Opinión

Lágrimas de piedra

Basílica de Saint-Denis, catedral de Saint-Alain, Notre Dame de Dijon, Notre-Dame des Enfants, y así hasta una docena de templos católicos atacados -según el Servicio Central de Inteligencia Criminal francés-, desde 2016  hasta hoy a lo largo de la geografía gala, aunque con epicentro preferente en la capital y suburbios. Con la posible intención de encubrir robos y saqueos,  por el contrario otros asaltos muestran una manifiesta naturaleza antirreligiosa. De modo que con la iglesia de Saint Sulpice incendiada, en junio de 2017 ya hubo , por parte de un militante de ISIS, un intento fallido por atacar la recientemente devastada catedral de Notre Dame de París.

Para quien baraje la casualidad, debería reflexionar sobre los acontecimientos de los últimos tiempos en España, no excesivamente ventilados por los medios.

En julio del año pasado se acalló la quema de la basílica de Santa María de Elche, tras lanzar un artefacto incendiario mientras los fieles asistían al oficio de las ocho de la mañana. Pero para información del público en general, el 4 de Marzo, hace poco más de un mes, igual suerte corrió la iglesia de San Juan Bautista de Écija. 

No hace falta andar muy finos para esclarecer el origen de las agresiones en ambos países. Mientras la amenaza islamista acosa a Francia, cuyas autoridades refieren sottovoce el esbozo de una guerra santa propiciada por integristas de segunda y tercera generación, las pintadas en los templos españoles son de los más ilustrativas. Eslóganes como “la iglesia que más ilumina es la que arde”, “arderéis como en el 36”, o los grafitis en la catedral compostelana "Guillotina Borbón", "Yo no salí de tu costilla, tú saliste de mi coño" y "Gritaremos hasta quedarnos sin Vox", señalan inequívocamente hacia su autor, aunque, inexplicablemente, policía y fiscalía no persigan sendos delitos tipificados de odio, contra la libertad religiosa, y contra el patrimonio artístico que constituye estos bienes universales de toda la ciudadanía.

De norte a sur, haciendo una escala por el madrileño 11-M, desde el 11-S se agita una marea de fondo en la que, de manera inconcebible por su manifiesto antagonismo, el fundamentalismo religioso marida  con la extrema izquierda para azotar a las capitales europeas. Londres, Bruselas, Barcelona, Berlín o París se han convertido en el escenario de un conflicto global de dimensión exponencial silenciada.
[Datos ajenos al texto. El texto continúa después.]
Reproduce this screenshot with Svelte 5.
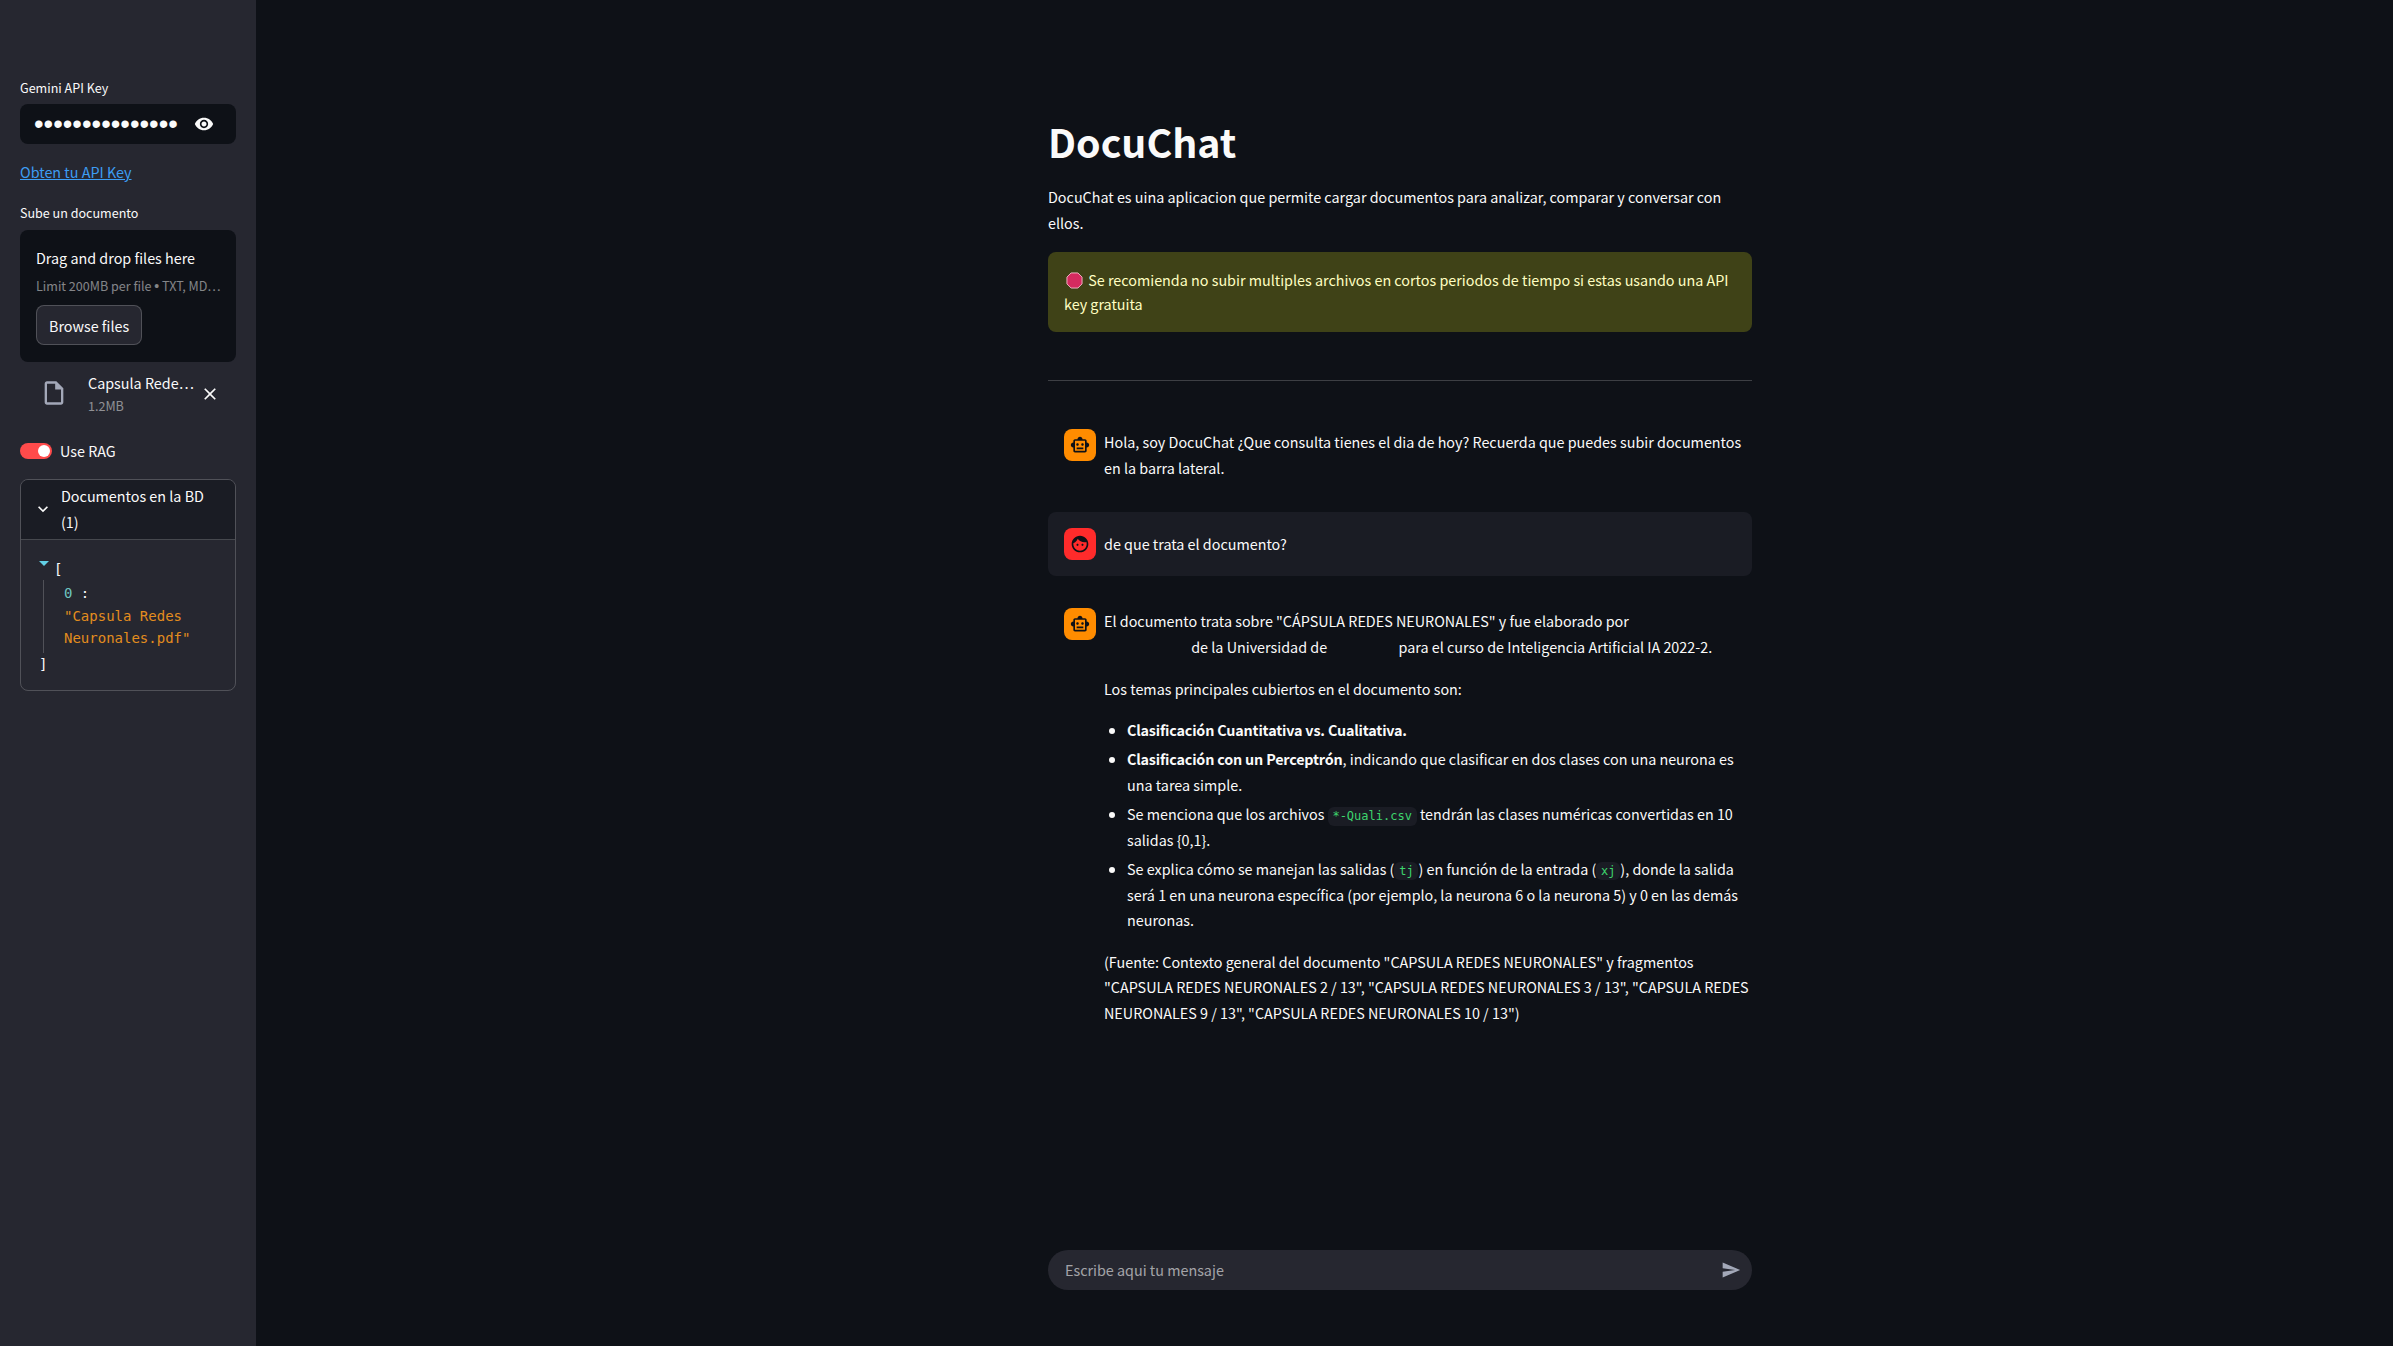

Un fanatismo cimentado en atavismos involucionistas, la opresión social paternalista, la deliberadamente errónea interpretación de los libros sagrados que definen Yihad como la obligación de los musulmanes a ser cada día mejores, corrompiendo el concepto con homicidios irracionales e indiscriminados, así como la pasividad y tolerancia de los gobiernos occidentales que se niegan a admitir en voz alta la evidencia 

Invocando la acción fortuita y aislada cuando no el accidente, lamentando la pérdida de un edificio, la jerarquía parisina involucra a su Gobierno, llamando a los fieles y ciudadanos a cooperar en la restauración, acto sin duda loable y comprensible. Pero lo verdaderamente dramático del incendio no es el estrago urbano, sino que, volcándose en las piedras para proteger un Patrimonio de la Humanidad, se omita idéntica implicación y urgencia en defender a la Humanidad como Patrimonio, recaudando para tal fin en una década una suma semejante a la conseguida en un sólo día para el templo.

Es obvio que Occidente ha perdido el norte. Las donaciones para el desarrollo también desgravan pero, a a diferencia de una catedral que apenas aporta rentas a una minoría, la inversión solidaria  genera una economía circular que beneficia a todos, porque quien tiene qué perder siempre se contiene. No se pretende condenar la restauración de Notre-Dame, pero conviene establecer como prioridad la vida humana, aún al precio de semejante joya arquitectónica, con el fin de inculcar justicia en los corazones. Porque ya hace que el zorro vive en el gallinero y la paz es tarea de todos.